Michigan Democrats advance bill that could give violators 5 years in prison for ‘hate speech’

by WorldTribune Staff, June 26, 2023

In what critics are calling an overt attack on the First Amendment, Democrats in the Michigan legislature are advancing a bill that would make it easier for prosecutors to level felony “hate crime” charges for speech.

The proposed legislation, HB 4474, would amend the state’s Ethnic Intimidation Act of 1988 in order to consider it a hate crime if a person is accused of causing “severe mental anguish” to another individual by means of perceived verbal intimidation or harassment.

The legislation defines the words intimidate or harass as a “willful course of conduct, involving repeated or continuing harassment of another individual that would cause a reasonable individual to feel terrorized, frightened, intimidated, threatened, harassed, or molested…”

A convicted violator could receive a fine of up to $10,000, up to five years in prison, or both.

William Wagner, law professor, former Assistant U.S. Attorney, and founder of the Great Lakes Justice Center (GLJC), said in written testimony submitted to the Michigan state House Criminal Justice Committee: “The proposed speech law is wholly inconsistent with fundamental principles of constitutional good governance under the rule of law.”

“Under the proposed statute, ‘intimidate and harass’ can mean whatever the victim, or the authorities, want them to mean. The focus is on how the victim feels rather than on a clearly defined criminal act. This is a ridiculously vague and subjective standard,” Wagner said. “The absence of intent makes no difference under this law. You are still guilty of the crime because the victim felt uncomfortable. The bill will lead to the prosecution of conservatives, pastors, and parents attending a school board meeting for simply expressing their opposition to the liberal agenda.”

Under the law, the court would have the option of an alternative sentence.

The text reads in part, “An alternative sentence may include an order requiring the offender to complete a period of community service intended to enhance the offender’s understanding of the impact of the offense upon the victim and wider community. Community service under this subdivision must be performed with the consent of — and in support of — the community targeted in the violation.”

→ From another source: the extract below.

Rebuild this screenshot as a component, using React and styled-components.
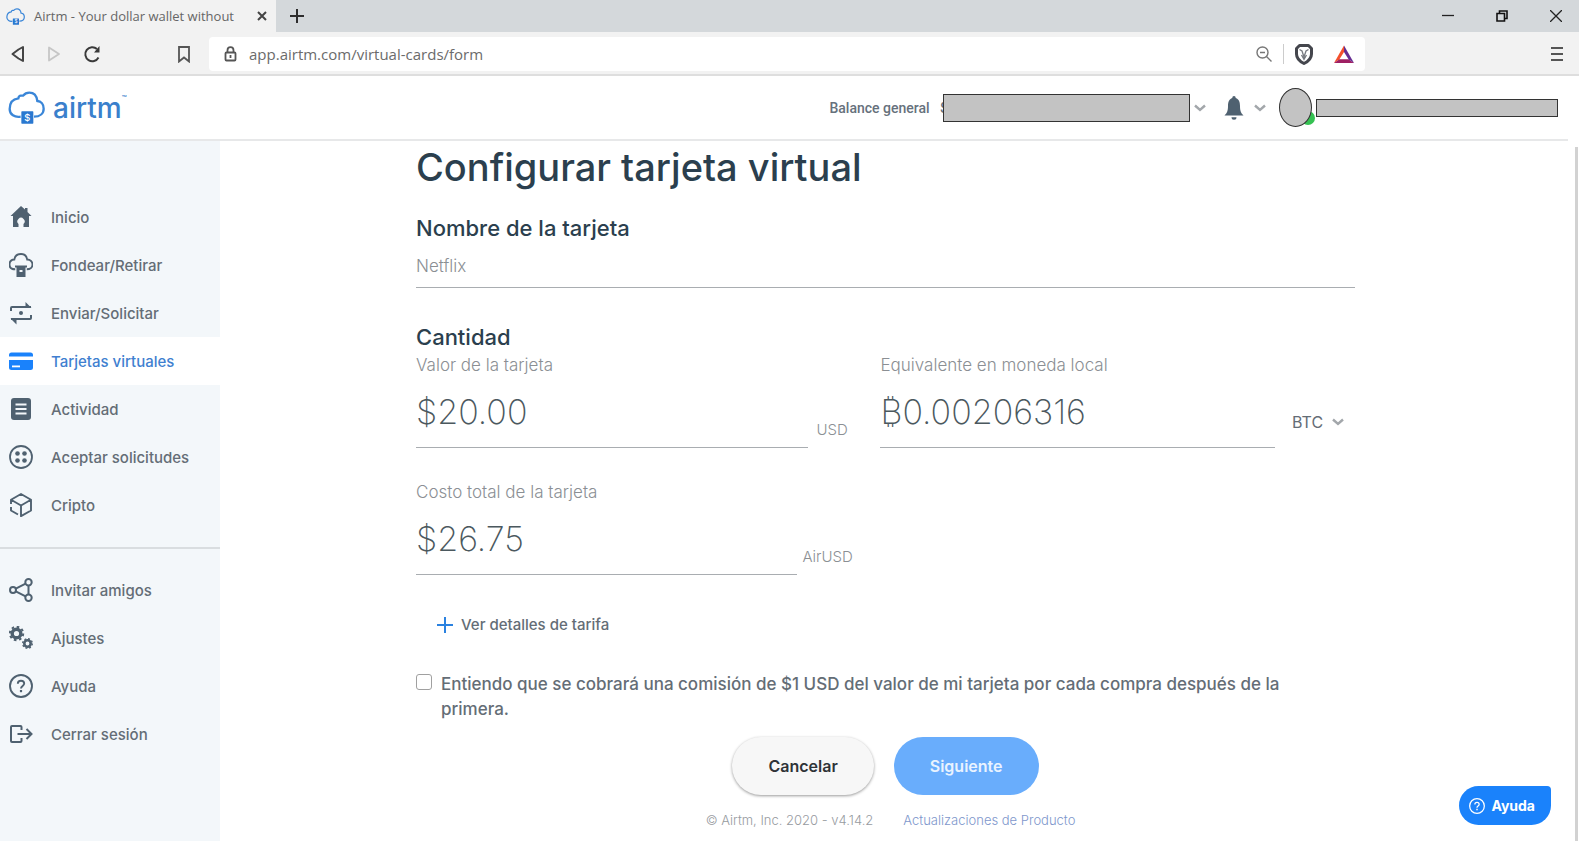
import React, { useState } from "react";
import styled, { createGlobalStyle } from "styled-components";

const colors = {
  blue: "#1a82fb",
  link: "#3f7fd0",
  dark: "#2b3f4e",
  icon: "#4f6170",
  text: "#646d76",
  light: "#8b8f94",
  line: "#a9adb1",
};

const CloudLogo = ({ width, height }) => (
  <svg width={width} height={height} viewBox="0 0 111 99" fill="none" aria-hidden="true">
    <path
      d="M38 77C20 80 5 71 5 54C5 36 14 24 31 22C32 17 34 14 38 14H45C50 8 56 5 64 5C77 5 86 14 88 30C99 31 107 40 107 53C107 67 96 77 78 77"
      stroke="#3a86d8"
      strokeWidth="7"
    />
    <rect x="40" y="61" width="36" height="37" rx="2" fill="#2a78d0" />
    <text x="58" y="90" fill="#fff" fontSize="28" fontFamily="Inter, sans-serif" textAnchor="middle">
      $
    </text>
  </svg>
);

const Chevron = () => (
  <svg width="12" height="8" viewBox="0 0 12 8" fill="none" stroke="#a3a7ab" strokeWidth="2.400" aria-hidden="true">
    <path d="M1 1.500L6 6L11 1.500" />
  </svg>
);

const icons = {
  home: (
    <g fill="currentColor">
      <path d="M12 1L1.500 11H4v11h5.500v-3a3.600 3.600 0 1 1 5 0v3H20V11h2.500L18.500 7V3H16v1.600z" />
    </g>
  ),
  fund: (
    <g fill="none" stroke="currentColor" strokeWidth="2">
      <path d="M6.500 17C3 17 .5 15.200 .5 12C.5 9 2.600 7 5.500 6.800C6 3 9 1 12.500 1C16 1 18.500 3.400 19 6.800C22 7 24.500 9 24.500 12C24.500 15 22 17 18.500 17" transform="scale(.96)" />
      <path d="M6 13.500h12" />
      <path d="M8.500 14v9h7v-9" fill="currentColor" />
      <path d="M10.500 18h3" stroke="#f3f7fa" />
    </g>
  ),
  send: (
    <g fill="none" stroke="currentColor" strokeWidth="2">
      <path d="M2 10V7a1 1 0 0 1 1-1H22" />
      <path d="M16.500 1l6 6h-6z" fill="currentColor" stroke="none" />
      <path d="M22 14v3a1 1 0 0 1-1 1H2" />
      <path d="M7.500 23.500l-6-6h6z" fill="currentColor" stroke="none" />
      <circle cx="12" cy="12" r="2" fill="currentColor" stroke="none" />
    </g>
  ),
  card: (
    <g fill="currentColor">
      <path d="M0 7.500V6a2.500 2.500 0 0 1 2.500-2.500h19A2.500 2.500 0 0 1 24 6v1.500z" />
      <path d="M0 11h24v7.500a2.500 2.500 0 0 1-2.500 2.500h-19A2.500 2.500 0 0 1 0 18.500z" />
      <path d="M3 16.500h8v1.800H3z" fill="#fff" />
    </g>
  ),
  activity: (
    <g>
      <rect x="2" y="1" width="20" height="22" rx="3" fill="currentColor" />
      <path d="M6.500 7.500h11M6.500 12h11M6.500 16.500h11" stroke="#f3f7fa" strokeWidth="1.800" />
    </g>
  ),
  requests: (
    <g fill="currentColor">
      <circle cx="12" cy="12" r="11" fill="none" stroke="currentColor" strokeWidth="1.800" />
      <circle cx="8.500" cy="8.500" r="2.300" />
      <circle cx="15.500" cy="8.500" r="2.300" />
      <circle cx="8.500" cy="15.500" r="2.300" />
      <circle cx="15.500" cy="15.500" r="2.300" />
    </g>
  ),
  crypto: (
    <g fill="none" stroke="currentColor" strokeWidth="1.900" strokeLinejoin="round">
      <path d="M2 11V6.800L12 1L22 6.800V17.500L12 23.200V12.500L2.500 7M12 12.500L21.500 7" />
      <path d="M2 14v3.500L9 21.500" />
    </g>
  ),
  invite: (
    <g fill="none" stroke="currentColor" strokeWidth="2">
      <circle cx="4" cy="12" r="3" />
      <circle cx="19.500" cy="4.200" r="3.200" />
      <circle cx="19.500" cy="19.800" r="3.200" />
      <path d="M6.800 10.600L16.600 5.700M6.800 13.400L16.600 18.300M19.500 7.400v9.200" />
    </g>
  ),
  settings: (
    <g fill="none" stroke="currentColor">
      <circle cx="7.500" cy="7.500" r="4.300" strokeWidth="3.400" />
      <circle cx="7.500" cy="7.500" r="6.700" strokeWidth="2" strokeDasharray="2.600 2.662" />
      <circle cx="18.500" cy="17.500" r="3.200" strokeWidth="2.600" />
      <circle cx="18.500" cy="17.500" r="4.800" strokeWidth="1.400" strokeDasharray="1.900 1.870" />
    </g>
  ),
  help: (
    <g fill="none" stroke="currentColor" strokeWidth="1.900">
      <circle cx="12" cy="12" r="11" />
      <path d="M8.800 9.800C8.800 7.800 10.200 6.700 12 6.700C13.900 6.700 15.200 7.900 15.200 9.600C15.200 12 12 12 12 14.500" />
      <path d="M12 16v2.200" strokeWidth="2.200" />
    </g>
  ),
  logout: (
    <g fill="none" stroke="currentColor" strokeWidth="2">
      <path d="M12.500 8V5a1 1 0 0 0-1-1H3a1 1 0 0 0-1 1v14a1 1 0 0 0 1 1h8.500a1 1 0 0 0 1-1v-3" />
      <path d="M8.500 12H22M17.500 7L22.500 12L17.500 17" />
    </g>
  ),
};

const mainLinks = [
  { icon: "home", label: "Inicio" },
  { icon: "fund", label: "Fondear/Retirar" },
  { icon: "send", label: "Enviar/Solicitar" },
  { icon: "card", label: "Tarjetas virtuales", active: true },
  { icon: "activity", label: "Actividad" },
  { icon: "requests", label: "Aceptar solicitudes" },
  { icon: "crypto", label: "Cripto" },
];

const moreLinks = [
  { icon: "invite", label: "Invitar amigos" },
  { icon: "settings", label: "Ajustes" },
  { icon: "help", label: "Ayuda" },
  { icon: "logout", label: "Cerrar sesión" },
];

const NavLinks = ({ links }) =>
  links.map(({ icon, label, active }) => (
    <NavItem key={label} href="#" $active={active}>
      <svg width="24" height="24" viewBox="0 0 24 24" aria-hidden="true">
        {icons[icon]}
      </svg>
      {label}
    </NavItem>
  ));

const Browser = () => (
  <>
    <TabBar>
      <Tab>
        <CloudLogo width={19} height={17} />
        <TabTitle>Airtm - Your dollar wallet without</TabTitle>
        <IconButton aria-label="Close tab">
          <svg width="10" height="10" viewBox="0 0 10 10" stroke="#444" strokeWidth="2">
            <path d="M1 1L9 9M9 1L1 9" />
          </svg>
        </IconButton>
      </Tab>
      <IconButton aria-label="New tab">
        <svg width="14" height="14" viewBox="0 0 14 14" stroke="#2d2d2d" strokeWidth="2">
          <path d="M7 0V14M0 7H14" />
        </svg>
      </IconButton>
      <WindowButtons>
        <IconButton aria-label="Minimize">
          <svg width="12" height="12" viewBox="0 0 12 12" stroke="#222" strokeWidth="1.300">
            <path d="M0 5.500H12" />
          </svg>
        </IconButton>
        <IconButton aria-label="Restore">
          <svg width="12" height="12" viewBox="0 0 12 12" fill="none" stroke="#111" strokeWidth="1.600">
            <path d="M1 3.500H8.500V11H1zM3.500 3V1H11V8.500H9" />
          </svg>
        </IconButton>
        <IconButton aria-label="Close">
          <svg width="12" height="12" viewBox="0 0 12 12" stroke="#222" strokeWidth="1.300">
            <path d="M0 0L12 12M12 0L0 12" />
          </svg>
        </IconButton>
      </WindowButtons>
    </TabBar>
    <Toolbar>
      <ToolbarNav>
        <IconButton aria-label="Back">
          <svg width="14" height="18" viewBox="0 0 14 18" fill="none" stroke="#444" strokeWidth="2" strokeLinejoin="round">
            <path d="M12 2V16L7.500 13.500L1.500 9L7.500 4.500z" />
          </svg>
        </IconButton>
        <IconButton aria-label="Forward">
          <svg width="14" height="18" viewBox="0 0 14 18" fill="none" stroke="#c6c6c6" strokeWidth="1.800" strokeLinejoin="round">
            <path d="M2 2.500V15.500L12 9z" />
          </svg>
        </IconButton>
        <IconButton aria-label="Reload">
          <svg width="18" height="18" viewBox="0 0 18 18" fill="none" stroke="#3a3a3a" strokeWidth="2">
            <path d="M15.500 12.500A7 7 0 1 1 14 4" />
            <path d="M16.500 1V7.500H11z" fill="#3a3a3a" stroke="none" />
          </svg>
        </IconButton>
      </ToolbarNav>
      <IconButton aria-label="Bookmark">
        <svg width="12" height="17" viewBox="0 0 12 17" fill="none" stroke="#555" strokeWidth="1.800">
          <path d="M1 1H11V15.500L6 11.500L1 15.500z" />
        </svg>
      </IconButton>
      <AddressBar>
        <svg width="13" height="16" viewBox="0 0 13 16" fill="none" stroke="#555" strokeWidth="1.800" aria-hidden="true">
          <rect x="1.500" y="6.500" width="10" height="8" rx="1" />
          <path d="M3.500 6.500V4.200a3 3 0 0 1 6 0V6.500M6.500 9v3" />
        </svg>
        <Url aria-label="Address" defaultValue="app.airtm.com/virtual-cards/form" />
        <IconButton aria-label="Zoom">
          <svg width="16" height="16" viewBox="0 0 16 16" fill="none" stroke="#777" strokeWidth="1.400">
            <circle cx="6.500" cy="6.500" r="5.500" />
            <path d="M4 6.500H9M10.500 10.500L15.500 15.500" />
          </svg>
        </IconButton>
        <BarDivider />
        <IconButton aria-label="Brave Shields">
          <svg width="18" height="21" viewBox="0 0 18 21" fill="none">
            <path
              d="M4.500 1.500H13.500L16.500 4.500V10C16.500 14.500 13 17.500 9 19.500C5 17.500 1.500 14.500 1.500 10V4.500z"
              fill="#fff"
              stroke="#44464d"
              strokeWidth="3"
              strokeLinejoin="round"
            />
            <path d="M4.500 5.500L7 7L9 13L11 7L13.500 5.500M6.500 11L9 15.500L11.500 11" stroke="#777a80" strokeWidth="1.300" />
          </svg>
        </IconButton>
        <IconButton aria-label="Brave Rewards">
          <svg width="22" height="19" viewBox="0 0 22 19">
            <path d="M11 .5L1 18L6.500 14.300L11 7z" fill="#f4512c" />
            <path d="M1 18H21L15.500 14.300H6.500z" fill="#9e1f63" />
            <path d="M11 .5L21 18L15.500 14.300L11 7z" fill="#662d91" />
          </svg>
        </IconButton>
      </AddressBar>
      <IconButton aria-label="Menu">
        <svg width="12" height="14" viewBox="0 0 12 14" stroke="#555" strokeWidth="2">
          <path d="M0 1H12M0 7H12M0 13H12" />
        </svg>
      </IconButton>
    </Toolbar>
  </>
);

const App = () => {
  const [accepted, setAccepted] = useState(false);

  return (
    <Page>
      <GlobalStyle />
      <Browser />
      <Header>
        <Brand href="#">
          <CloudLogo width={37} height={33} />
          airtm<sup>™</sup>
        </Brand>
        <Account>
          <Balance>
            Balance general <span>$</span>
          </Balance>
          <BalanceMask />
          <PlainButton aria-label="Balance">
            <Chevron />
          </PlainButton>
          <BellButton aria-label="Notificaciones">
            <svg width="20" height="24" viewBox="0 0 20 24" fill={colors.icon}>
              <path d="M10 0C8.900 0 8.300 .8 8.300 1.900C5 3 4 6 4 10C4 15 3 17 .500 19.500H19.500C17 17 16 15 16 10C16 6 15 3 11.700 1.900C11.700 .8 11.100 0 10 0z" />
              <path d="M7.500 21.300h5a2.500 2.500 0 0 1-5 0z" />
            </svg>
            <Chevron />
          </BellButton>
          <Avatar />
          <NameMask />
        </Account>
      </Header>
      <Body>
        <Sidebar>
          <nav>
            <NavLinks links={mainLinks} />
            <Divider />
            <NavLinks links={moreLinks} />
          </nav>
        </Sidebar>
        <Main>
          <Form onSubmit={(e) => e.preventDefault()}>
            <h1>Configurar tarjeta virtual</h1>
            <Subtitle as="label" htmlFor="name">
              Nombre de la tarjeta
            </Subtitle>
            <NameInput id="name" placeholder="Netflix" />
            <Subtitle>Cantidad</Subtitle>
            <Amounts>
              <div>
                <Label htmlFor="value">Valor de la tarjeta</Label>
                <AmountRow>
                  <AmountInput id="value" defaultValue="$20.00" />
                  <Unit $wide>USD</Unit>
                </AmountRow>
              </div>
              <div>
                <Label htmlFor="local">Equivalente en moneda local</Label>
                <AmountRow>
                  <AmountInput id="local" defaultValue="₿0.00206316" />
                  <Currency>
                    <select aria-label="Moneda local">
                      <option>BTC</option>
                    </select>
                    <Chevron />
                  </Currency>
                </AmountRow>
              </div>
              <div>
                <Label htmlFor="total">Costo total de la tarjeta</Label>
                <AmountRow>
                  <AmountInput id="total" defaultValue="$26.75" readOnly />
                  <Unit>AirUSD</Unit>
                </AmountRow>
              </div>
            </Amounts>
            <DetailsButton type="button">
              <svg width="16" height="16" viewBox="0 0 16 16" stroke="#2b82e0" strokeWidth="2" aria-hidden="true">
                <path d="M8 0V16M0 8H16" />
              </svg>
              Ver detalles de tarifa
            </DetailsButton>
            <Terms>
              <input type="checkbox" checked={accepted} onChange={(e) => setAccepted(e.target.checked)} />
              <span>
                Entiendo que se cobrará una comisión de $1 USD del valor de mi tarjeta por cada compra después de la
                primera.
              </span>
            </Terms>
            <Actions>
              <ActionButton type="button">Cancelar</ActionButton>
              <ActionButton type="submit" $primary>
                Siguiente
              </ActionButton>
            </Actions>
          </Form>
          <Footer>
            <span>© Airtm, Inc. 2020 - v4.14.2</span>
            <a href="#">Actualizaciones de Producto</a>
          </Footer>
        </Main>
        <ScrollThumb />
      </Body>
      <HelpButton>
        <svg width="16" height="16" viewBox="0 0 24 24" aria-hidden="true">
          {icons.help}
        </svg>
        Ayuda
      </HelpButton>
    </Page>
  );
};

export default App;

const GlobalStyle = createGlobalStyle`
  * {
    box-sizing: border-box;
  }
  body {
    margin: 0;
    background: #fff;
    color: ${colors.text};
    font-family: Inter, "Liberation Sans", sans-serif;
    font-size: 15px;
  }
  button, input, select {
    font: inherit;
    color: inherit;
  }
`;

const Page = styled.div`
  display: flex;
  flex-direction: column;
  min-height: 100vh;
`;

const PlainButton = styled.button`
  display: flex;
  align-items: center;
  padding: 0;
  border: 0;
  background: none;
  cursor: pointer;
`;

const IconButton = styled(PlainButton)`
  flex: none;
`;

const TabBar = styled.div`
  display: flex;
  align-items: center;
  height: 32px;
  background: #d4d8db;
  font-family: "Open Sans", "Noto Sans", sans-serif;
`;

const Tab = styled.div`
  display: flex;
  align-items: center;
  flex: none;
  width: 276px;
  height: 32px;
  margin-right: 14px;
  padding: 0 9px 0 6px;
  background: #f2f2f2;
`;

const TabTitle = styled.span`
  flex: 1;
  margin-left: 9px;
  white-space: nowrap;
  font-size: 13px;
  color: #666;
`;

const WindowButtons = styled.div`
  display: flex;
  gap: 42px;
  margin-left: auto;
  padding-right: 17px;
`;

const Toolbar = styled.div`
  display: flex;
  align-items: center;
  height: 44px;
  padding: 2px 16px 0 11px;
  border-bottom: 2px solid #dedede;
  background: #f2f2f2;
`;

const ToolbarNav = styled.div`
  display: flex;
  gap: 22px;
  margin-right: 77px;
`;

const AddressBar = styled.div`
  flex: 1;
  display: flex;
  align-items: center;
  height: 34px;
  margin: 0 186px 0 19px;
  padding: 0 10px 0 15px;
  border-radius: 4px;
  background: #fff;
`;

const Url = styled.input`
  flex: 1;
  min-width: 0;
  padding: 0 12px;
  border: 0;
  outline: 0;
  color: #6b6b6b;
  font-family: "Open Sans", "Noto Sans", sans-serif;
  font-size: 15px;
`;

const BarDivider = styled.i`
  width: 1px;
  height: 20px;
  margin: 0 11px;
  background: #ccc;

  & + button {
    margin-right: 20px;
  }
`;

const Header = styled.header`
  display: flex;
  align-items: center;
  justify-content: space-between;
  height: 65px;
  margin-right: 11px;
  padding: 0 10px 0 8px;
  border-bottom: 2px solid #e7e8e9;
`;

const Brand = styled.a`
  display: flex;
  align-items: center;
  color: #3a80cc;
  font-size: 28px;
  font-weight: 500;
  text-decoration: none;

  svg {
    margin-right: 8px;
  }
  sup {
    align-self: flex-start;
    font-size: 8px;
    line-height: 14px;
  }
`;

const Account = styled.div`
  display: flex;
  align-items: center;
`;

const Balance = styled.span`
  color: #66717c;
  font-family: Roboto, "Liberation Sans", sans-serif;
  font-size: 14px;
  font-weight: 500;

  span {
    margin-left: 7px;
  }
`;

const Mask = styled.div`
  border: 1px solid #333;
  background: #c3c3c3;
`;

/* covers the amount right after the dollar sign */
const BalanceMask = styled(Mask)`
  position: relative;
  width: 247px;
  height: 28px;
  margin: 0 4px 0 -5px;
`;

const BellButton = styled(PlainButton)`
  gap: 10px;
  margin: 0 13px 0 18px;
`;

const Avatar = styled(Mask)`
  position: relative;
  width: 33px;
  height: 39px;
  margin-right: 4px;
  border-radius: 50%;

  &::after {
    content: "";
    position: absolute;
    right: -4px;
    bottom: 1px;
    z-index: -1;
    width: 14px;
    height: 14px;
    border-radius: 50%;
    background: #35c152;
  }
`;

const NameMask = styled(Mask)`
  width: 242px;
  height: 18px;
`;

const Body = styled.div`
  flex: 1;
  display: flex;
`;

const Sidebar = styled.aside`
  flex: none;
  width: 220px;
  padding-top: 52px;
  background: #f3f7fa;
`;

const NavItem = styled.a`
  display: flex;
  align-items: center;
  gap: 18px;
  height: 48px;
  padding-left: 9px;
  background: ${(props) => (props.$active ? "#fff" : "none")};
  color: ${(props) => (props.$active ? colors.link : colors.text)};
  font-weight: 500;
  text-decoration: none;

  svg {
    color: ${(props) => (props.$active ? colors.blue : colors.icon)};
  }
`;

const Divider = styled.hr`
  height: 2px;
  margin: 18px 0 17px;
  border: 0;
  background: #d9dde0;
`;

const Main = styled.main`
  flex: 1;
  min-width: 0;
  padding: 0 220px 0 196px;
`;

const Form = styled.form`
  h1 {
    margin: 0 0 23px;
    color: ${colors.dark};
    font-size: 38px;
    font-weight: 500;
    line-height: 52px;
  }
`;

const Subtitle = styled.h2`
  display: block;
  margin: 0;
  color: ${colors.dark};
  font-size: 22px;
  font-weight: 500;
  line-height: 24px;
`;

const NameInput = styled.input`
  display: block;
  width: 100%;
  height: 48px;
  margin-bottom: 37px;
  padding: 4px 0 0;
  border: 0;
  border-bottom: 1px solid ${colors.line};
  outline: 0;
  font-size: 17px;
  font-weight: 300;

  &::placeholder {
    color: ${colors.light};
  }
`;

const Amounts = styled.div`
  display: grid;
  grid-template-columns: minmax(0, 436fr) minmax(0, 474fr);
  gap: 28px;
`;

const Label = styled.label`
  display: block;
  color: ${colors.light};
  font-size: 17px;
  font-weight: 300;
  line-height: 33px;
`;

const AmountRow = styled.div`
  display: flex;
  align-items: flex-end;
`;

const AmountInput = styled.input`
  flex: 1;
  min-width: 0;
  height: 66px;
  padding: 0 0 6px;
  border: 0;
  border-bottom: 1px solid ${colors.line};
  outline: 0;
  color: #4b585e;
  font-size: 34px;
  font-weight: 200;
`;

const Unit = styled.span`
  width: ${(props) => (props.$wide ? "44px" : "55px")};
  padding: 0 0 8px ${(props) => (props.$wide ? "8px" : "5px")};
  color: ${colors.light};
  font-weight: 300;
  line-height: 20px;
`;

const Currency = styled.div`
  display: flex;
  align-items: center;
  width: 80px;
  padding: 0 0 16px 17px;

  select {
    width: 40px;
    padding: 0;
    border: 0;
    outline: 0;
    appearance: none;
    background: none;
    font-size: 16px;
  }
`;

const DetailsButton = styled(PlainButton)`
  gap: 8px;
  margin: 40px 0 0 21px;
  font-weight: 500;
  line-height: 20px;
`;

const Terms = styled.label`
  display: flex;
  gap: 9px;
  margin-top: 37px;
  padding-right: 40px;
  font-size: 17px;
  font-weight: 500;
  line-height: 25px;

  input {
    flex: none;
    width: 16px;
    height: 16px;
    margin: 2px 0 0;
    border: 1px solid #a0a0a0;
    border-radius: 3px;
    appearance: none;
    background: #fff;
  }
  input:checked {
    background: ${colors.blue};
  }
`;

const Actions = styled.div`
  display: flex;
  justify-content: center;
  gap: 20px;
  margin-top: 15px;
`;

const ActionButton = styled.button`
  height: 58px;
  padding: 0 36px;
  border: 0;
  border-radius: 29px;
  background: ${(props) => (props.$primary ? "#69adfc" : "#f7f7f7")};
  box-shadow: ${(props) => (props.$primary ? "none" : "0 1px 3px rgba(0, 0, 0, 0.4)")};
  color: ${(props) => (props.$primary ? "#e9f3ff" : "#2f3338")};
  font-size: 16px;
  font-weight: 600;
  cursor: pointer;
`;

const Footer = styled.footer`
  display: flex;
  justify-content: center;
  gap: 30px;
  padding: 16px 0 14px 10px;
  color: #979b9f;
  font-size: 13px;
  font-weight: 300;
  line-height: 18px;

  a {
    color: #7e97cc;
    text-decoration: none;
  }
`;

const ScrollThumb = styled.div`
  width: 3px;
  margin: 6px 1px 0 0;
  background: #d2d2d2;
`;

const HelpButton = styled.button`
  position: fixed;
  right: 28px;
  bottom: 16px;
  display: flex;
  align-items: center;
  gap: 6px;
  height: 39px;
  padding: 0 16px 0 10px;
  border: 0;
  border-radius: 20px 4px 20px 20px;
  background: ${colors.blue};
  color: #fff;
  font-size: 14px;
  font-weight: 700;
  cursor: pointer;
`;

“This option,” said Kallman, “amounts to being sentenced to a Soviet-style dissident reeducation camp.”

The bill’s sponsor, Democrat state Rep. Noah Arbit, testified at a hearing of the House Criminal Justice Committee on June 6 that facilitating prosecutions and increasing penalties were necessary to stem what he called “rising hate crimes” in Michigan.

Too many people in Michigan are confronted with the attitude “People like you are not welcome,” according to Arbit.

Arbit told the committee that he and his co-sponsors were considering removing the word “harass” from the language of the bill.

“The tweaking or even the dropping of one word does not change the fact that this is a poorly written, vague, subjective, and oppressive unconstitutional regulation of speech,” said Kallman. “Make no mistake, people pushing this bill equate speech with violence and define hate speech as ‘You disagree with me.’ ”

Michigan Attorney General Dana Nessel, also a Democrat, testified that Michigan has the fifth-highest number of hate crimes committed per capita in the United States. She stated that HB 4474, and similar early judicial intervention measures, can help prevent initial non-violent hate crimes from escalating into murder.

“You can literally save lives,” Nessel told the committee.

Wayne County Prosecuting Attorney Kim Worthy, also a Democrat, called the existing Ethnic Intimidation Law “woefully inadequate.”

Worthy testified that HB 4474 was a “useful tool” that would make it “easier to prosecute real hate crimes” and send a message that they are “absolutely intolerable in this state. We have to protect our victims of hate crimes.”